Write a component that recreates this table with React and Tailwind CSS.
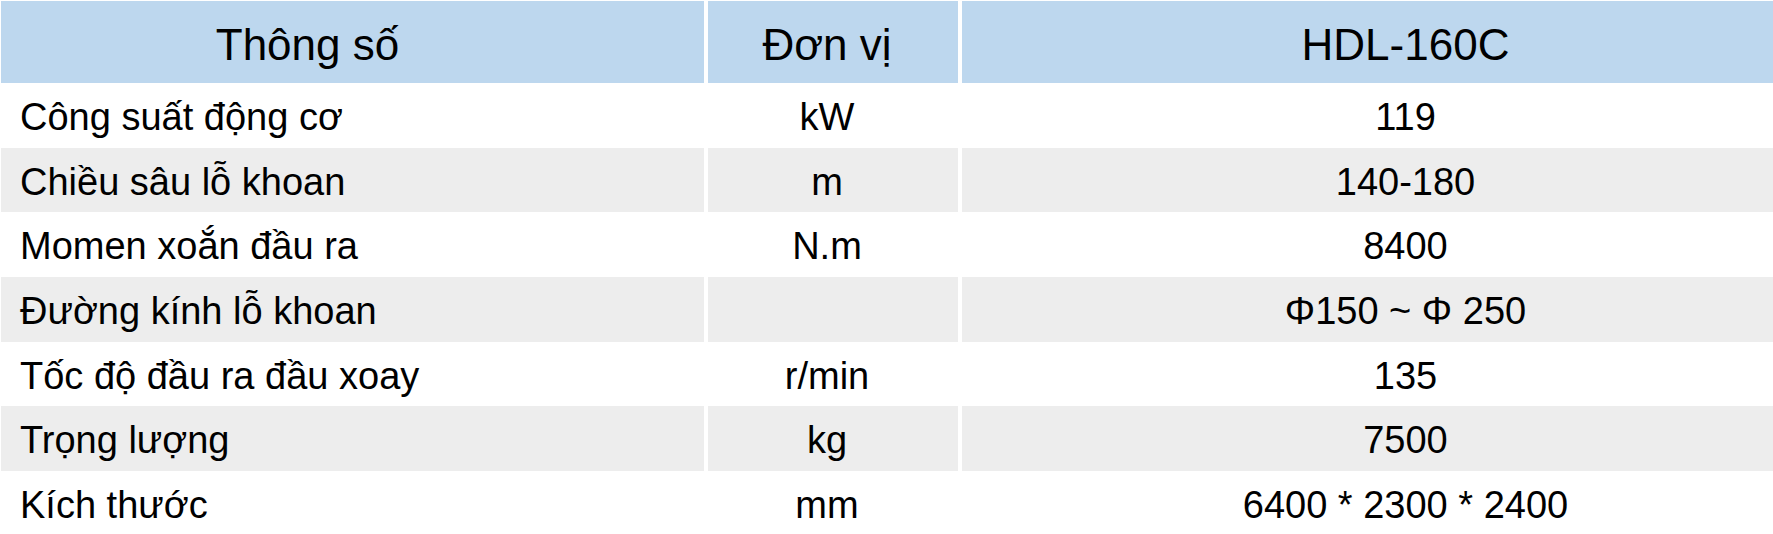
import React from "react";

const rows = [
  ["Công suất động cơ", "kW", "119", "bg-white", "h-[65px]"],
  ["Chiều sâu lỗ khoan", "m", "140-180", "bg-[#ededed]", "h-[64px]"],
  ["Momen xoắn đầu ra", "N.m", "8400", "bg-white", "h-[65px]"],
  ["Đường kính lỗ khoan", "", "Φ150 ~ Φ 250", "bg-[#ededed]", "h-[65px]"],
  ["Tốc độ đầu ra đầu xoay", "r/min", "135", "bg-white", "h-[64px]"],
  ["Trọng lượng", "kg", "7500", "bg-[#ededed]", "h-[65px]"],
  ["Kích thước", "mm", "6400 * 2300 * 2400", "bg-white", "h-[64px]"],
];

export default function App() {
  return (
    <div
      className="w-[1773px] h-[534px] overflow-hidden bg-white pl-[1px] pt-[1px] text-black"
      style={{ fontFamily: '"Liberation Sans", Arial, sans-serif' }}
    >
      <div className="grid grid-cols-[703px_250px_1fr] gap-x-[4px]">
        <div className="h-[82px] bg-[#bdd7ee] flex items-center justify-center pr-[90px] pt-[5px] text-[44px]">
          Thông số
        </div>
        <div className="h-[82px] bg-[#bdd7ee] flex items-center justify-center pr-[12px] pt-[5px] text-[44px]">
          Đơn vị
        </div>
        <div className="h-[82px] bg-[#bdd7ee] flex items-center justify-center pl-[76px] pt-[5px] text-[44px]">
          HDL-160C
        </div>
        {rows.map(([a, b, c, bg, h], i) => (
          <React.Fragment key={i}>
            <div className={`${h} ${bg} flex items-center pl-[19px] pt-[4px] text-[38px]`}>{a}</div>
            <div className={`${h} ${bg} flex items-center justify-center pr-[12px] pt-[4px] text-[38px]`}>{b}</div>
            <div className={`${h} ${bg} flex items-center justify-center pl-[76px] pt-[4px] text-[38px]`}>{c}</div>
          </React.Fragment>
        ))}
      </div>
    </div>
  );
}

What is required: Reproduce the material in its entirety and word for word, without the pictures.

Final result:
Write a component that recreates this table with React and Tailwind CSS.
import React from "react";

const rows = [
  ["Công suất động cơ", "kW", "119", "bg-white", "h-[65px]"],
  ["Chiều sâu lỗ khoan", "m", "140-180", "bg-[#ededed]", "h-[64px]"],
  ["Momen xoắn đầu ra", "N.m", "8400", "bg-white", "h-[65px]"],
  ["Đường kính lỗ khoan", "", "Φ150 ~ Φ 250", "bg-[#ededed]", "h-[65px]"],
  ["Tốc độ đầu ra đầu xoay", "r/min", "135", "bg-white", "h-[64px]"],
  ["Trọng lượng", "kg", "7500", "bg-[#ededed]", "h-[65px]"],
  ["Kích thước", "mm", "6400 * 2300 * 2400", "bg-white", "h-[64px]"],
];

export default function App() {
  return (
    <div
      className="w-[1773px] h-[534px] overflow-hidden bg-white pl-[1px] pt-[1px] text-black"
      style={{ fontFamily: '"Liberation Sans", Arial, sans-serif' }}
    >
      <div className="grid grid-cols-[703px_250px_1fr] gap-x-[4px]">
        <div className="h-[82px] bg-[#bdd7ee] flex items-center justify-center pr-[90px] pt-[5px] text-[44px]">
          Thông số
        </div>
        <div className="h-[82px] bg-[#bdd7ee] flex items-center justify-center pr-[12px] pt-[5px] text-[44px]">
          Đơn vị
        </div>
        <div className="h-[82px] bg-[#bdd7ee] flex items-center justify-center pl-[76px] pt-[5px] text-[44px]">
          HDL-160C
        </div>
        {rows.map(([a, b, c, bg, h], i) => (
          <React.Fragment key={i}>
            <div className={`${h} ${bg} flex items-center pl-[19px] pt-[4px] text-[38px]`}>{a}</div>
            <div className={`${h} ${bg} flex items-center justify-center pr-[12px] pt-[4px] text-[38px]`}>{b}</div>
            <div className={`${h} ${bg} flex items-center justify-center pl-[76px] pt-[4px] text-[38px]`}>{c}</div>
          </React.Fragment>
        ))}
      </div>
    </div>
  );
}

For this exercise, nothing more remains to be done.